Transendensi adalah menambahkan dimensi transedental dalam setiap
aktivitas manusia (kesadaran ketuhanan).
Misi
profetik di atas pada dasarnya adalah upaya pembebasan, baik secara fisik
maupun non-fisik. Seperti kita ketahui bersama bahwa pasca perang dunia II,
penjajahan oleh suatu bangsa tidak lagi dilakukan secara fisik, tetapi
dilakukan lewat discourse (Mansour Fakih, 2011). Sasaran dari penjajahan
itu adalah pola pikir manusia yang nantinya akan berpengaruh terhadap perilaku,
sehingga manusia akan mengalami apa yang namanya dehumanisasi. Contoh
dari penjajahan itu adalah budaya konsumsi terhadap produk kecantikan, pemutih,
pelangsing, dan lain-lain.
Ulama Pewaris para Nabi
Oleh
karena penjajahan masih ada, maka misi profetik harus tetap dijalankan. Ulama’

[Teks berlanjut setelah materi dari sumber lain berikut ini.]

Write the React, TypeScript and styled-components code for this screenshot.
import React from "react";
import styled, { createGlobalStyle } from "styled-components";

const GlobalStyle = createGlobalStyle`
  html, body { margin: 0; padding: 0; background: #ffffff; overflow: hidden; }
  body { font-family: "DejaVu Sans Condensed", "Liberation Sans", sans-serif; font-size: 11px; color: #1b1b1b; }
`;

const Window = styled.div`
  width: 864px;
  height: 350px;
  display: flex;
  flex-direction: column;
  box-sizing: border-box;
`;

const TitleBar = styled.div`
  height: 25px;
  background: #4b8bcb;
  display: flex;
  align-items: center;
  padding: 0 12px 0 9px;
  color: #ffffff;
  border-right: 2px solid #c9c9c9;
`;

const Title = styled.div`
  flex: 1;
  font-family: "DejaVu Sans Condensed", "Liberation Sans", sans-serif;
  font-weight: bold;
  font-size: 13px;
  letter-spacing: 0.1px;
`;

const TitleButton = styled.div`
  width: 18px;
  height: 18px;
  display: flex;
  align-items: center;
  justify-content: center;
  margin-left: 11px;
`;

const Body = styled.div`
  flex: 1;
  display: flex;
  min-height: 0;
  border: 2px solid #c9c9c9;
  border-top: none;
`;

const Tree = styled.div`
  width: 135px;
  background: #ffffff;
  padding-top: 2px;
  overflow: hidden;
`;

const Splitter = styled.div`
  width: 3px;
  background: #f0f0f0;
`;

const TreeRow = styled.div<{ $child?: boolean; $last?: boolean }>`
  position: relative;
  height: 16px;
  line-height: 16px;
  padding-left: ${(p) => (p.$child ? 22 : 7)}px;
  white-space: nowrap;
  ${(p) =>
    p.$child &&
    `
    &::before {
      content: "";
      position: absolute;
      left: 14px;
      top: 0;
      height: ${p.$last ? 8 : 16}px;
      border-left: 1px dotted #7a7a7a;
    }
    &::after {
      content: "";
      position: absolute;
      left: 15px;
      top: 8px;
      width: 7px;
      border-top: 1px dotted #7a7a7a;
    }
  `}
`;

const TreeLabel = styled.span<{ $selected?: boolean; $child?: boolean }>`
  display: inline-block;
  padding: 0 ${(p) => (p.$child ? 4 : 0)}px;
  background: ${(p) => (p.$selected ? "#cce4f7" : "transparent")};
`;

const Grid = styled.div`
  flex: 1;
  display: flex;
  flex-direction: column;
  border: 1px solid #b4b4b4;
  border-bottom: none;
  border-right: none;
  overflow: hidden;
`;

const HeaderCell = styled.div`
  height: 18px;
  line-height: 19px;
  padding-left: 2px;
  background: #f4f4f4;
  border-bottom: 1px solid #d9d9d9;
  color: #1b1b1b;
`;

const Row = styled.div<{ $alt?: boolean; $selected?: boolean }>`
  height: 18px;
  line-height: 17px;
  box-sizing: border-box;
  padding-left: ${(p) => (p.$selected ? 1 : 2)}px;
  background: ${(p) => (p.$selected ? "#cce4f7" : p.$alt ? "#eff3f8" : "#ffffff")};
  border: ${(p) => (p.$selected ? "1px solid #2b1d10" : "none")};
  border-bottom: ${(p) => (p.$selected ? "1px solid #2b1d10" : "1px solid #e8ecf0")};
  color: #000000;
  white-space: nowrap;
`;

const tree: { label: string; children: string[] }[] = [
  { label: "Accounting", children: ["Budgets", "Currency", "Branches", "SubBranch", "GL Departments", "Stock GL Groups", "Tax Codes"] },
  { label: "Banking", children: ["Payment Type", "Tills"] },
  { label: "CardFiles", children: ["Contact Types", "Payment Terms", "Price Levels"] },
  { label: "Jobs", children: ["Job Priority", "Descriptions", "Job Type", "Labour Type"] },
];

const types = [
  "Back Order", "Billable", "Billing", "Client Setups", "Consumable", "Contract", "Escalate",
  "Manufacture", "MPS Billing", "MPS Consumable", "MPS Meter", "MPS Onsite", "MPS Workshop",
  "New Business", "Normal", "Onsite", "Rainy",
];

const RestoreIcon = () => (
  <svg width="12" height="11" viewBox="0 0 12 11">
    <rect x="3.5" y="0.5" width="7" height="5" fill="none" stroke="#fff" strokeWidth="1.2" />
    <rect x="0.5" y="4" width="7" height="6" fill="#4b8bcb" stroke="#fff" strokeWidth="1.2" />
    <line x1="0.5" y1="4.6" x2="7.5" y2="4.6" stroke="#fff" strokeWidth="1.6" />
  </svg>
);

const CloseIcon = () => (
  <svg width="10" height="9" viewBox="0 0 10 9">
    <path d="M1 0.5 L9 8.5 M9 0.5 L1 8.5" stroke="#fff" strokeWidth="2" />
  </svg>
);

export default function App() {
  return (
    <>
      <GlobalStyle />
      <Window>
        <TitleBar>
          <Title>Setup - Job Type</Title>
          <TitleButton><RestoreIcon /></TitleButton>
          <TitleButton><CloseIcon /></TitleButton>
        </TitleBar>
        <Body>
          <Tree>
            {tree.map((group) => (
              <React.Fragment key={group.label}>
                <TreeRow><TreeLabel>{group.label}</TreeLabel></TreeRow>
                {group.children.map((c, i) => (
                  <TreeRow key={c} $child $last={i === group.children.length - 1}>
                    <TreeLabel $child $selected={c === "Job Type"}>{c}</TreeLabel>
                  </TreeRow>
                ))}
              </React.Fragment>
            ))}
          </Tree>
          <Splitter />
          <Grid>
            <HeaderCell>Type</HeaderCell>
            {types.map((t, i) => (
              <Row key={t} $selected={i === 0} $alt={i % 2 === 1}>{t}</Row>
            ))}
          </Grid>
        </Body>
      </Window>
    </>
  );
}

mempunyai tanggung jawab yang lebih dari pada yang lain, karena ia adalah
pewaris para nabi. Sabda Rasulullah SAW “Sesungguhnya
ulama adalah pewaris para nabi. Sungguh para nabi tidak mewariskan dinar dan
dirham. Sungguh mereka hanya mewariskan ilmu maka barangsiapa mengambil warisan
tersebut ia telah mengambil bagian yang banyak.” (HR. Tirmidzi dan Abu Darda’).
Ulama’ selama ini dikenal
sebagai orang yang ahli dalam bidang agama. Di sisi yang lain pemahaman
masyarakat tentang agama baru terbatas pada wilayah ritual individual, hal ini
kemudian berdampak pada peran ulama’ di ranah sosial kemasyarakatan yang hanya
dibutuhkan untuk membaca do’a dan berceramah ketika ada hajatan. Peran ulama’
kurang menyentuh pokok permasalahan di negeri ini, misalnya tentang kemiskinan,
penguasaan aset oleh bangsa asing, korupsi, dan lain-lain. Hal ini tentu sangat
berbeda dengan peran ulama’ pada zaman kolonial. Mereka menjadi garda terdepan
dalam perlawanan melawan kolonialisme Belanda dan Jepang, sebut saja sosok K.H
Hasyim Asy’arie, K.H Wahab Chasbullah, K.H Ahmad Dahlan, dan lain-lain.
Memang ada beberapa ulama’ yang
mempunyai semangat tinggi dalam aksi perubahan sosial, tetapi itu sangat
sedikit jumlahnya dan sosok mereka kalah menterang dengan ulama’ yang populer
lewat media televisi. Hal ini menjadi sebuah ironi di negeri yang mayoritas
penduduknya muslim (terbesar di dunia), tetapi permasalahan yang ada sangat
kompleks. Hal ini bisa jadi karena pengaruh ulama’ yang kurang menyentuh pada
pokok masalah di negeri ini.
Sebagai pewaris para nabi,
seharusnya tidak hanya peran dalam hal keagamaan yang dijalankan oleh para
ulama’, tetapi peran dalam perubahan sosial juga harus di jalankan. Misi
profetik yang dibawa oleh para nabi harus dilanjutkan oleh para ulama’ untuk
mewujudkan masyarakat yang adil dan sejahtera.